Satan's Spawn...German Bureaucrats
Somewhere I read that Heaven in Europe is where...
the English are the policemen
the French are the cooks
the Germans are the mechanics
the Italians are the lovers
and the Swiss organize everything.
On the other hand, Hell in Europe is where...
the German are the policemen
the English are the cooks
the French are the mechanics
the Swiss are the lovers
and the Italians organize everything.
I have no idea how somebody came up with all of this, let alone with the German policeman representing hell. Heck, German cops are the friendliest, most civil people in the world. But heck, we can now argue and toss stereotypes around until the cows come home or go to hell themselves, and it won't make a dent...which is why I will toss in another one, for good measure. That would be the German civil servant, or bureaucrat, arguably the very embodiment of hell.
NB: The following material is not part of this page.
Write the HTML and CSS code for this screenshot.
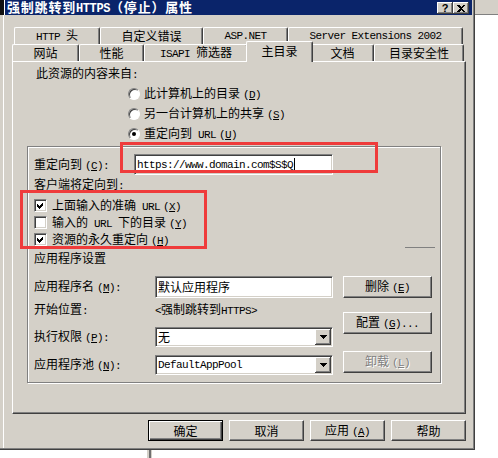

If there is such a thing as hell, I am convinced that a German civil servant is right there waiting for you demanding three different forms of ID signed in unicorn blood...which you won't have, of course. Well, Worldchump, you're thinking. That sounds like a fine bargain, because wouldn't that mean that my admission to hell would be denied? Maybe so, but the German civil servant controls the reception area which is just as piping hot, owing to the fact that Germans don't believe in air conditioning.
The German civil servant, the ultimate bureaucrat, is absolutely merciless. No exceptions, no derivations, just strict by-the-book standard operating procedures that you will adhere to, otherwise you will get to come back another day (most likely another month or year), where you will be treated to the same cycle that repeats itself until you die and find yourself in hell...where that same guy will be the receptionist, as reported above.
The jokes about German civil servants (aka government employees aka Beamter, which, technically, also includes policemen), even here in Germany, are endless. There's the guy with his huge stack of papers (which he will eventually need to keep feeding the furnace in hell); the law book with all of the paragraphs that he has memorized better than you did your favorite pop song; and the dreaded stamp or seal that will determine what happens to you. Don't be fooled by the small size of that stamp. That thing comes down like a sledgehammer.
The facial expression of a Beamter is second to none, but let's just say this: if a poker champion were to play a Beamter, he will win on the merit of his cards and his cards alone. Reading hieroglyphics is a snap compared to trying to read a Beamter's thoughts. I have seen perfectly stable people become undone by the German civil servant. If you don't have the Beamter's knowledge or argue with him about it, he'll fry you in a pan with no hell needed. Not only do you need to mind your p's and q's, but you can throw in every other letter of the alphabet in German, Latin, and Ancient Greek.
Having said that, I have never had any issues with them. I'm simply not the stressful type, because the stressful type mixes as well with the Beamter as oil and water...or heaven and hell.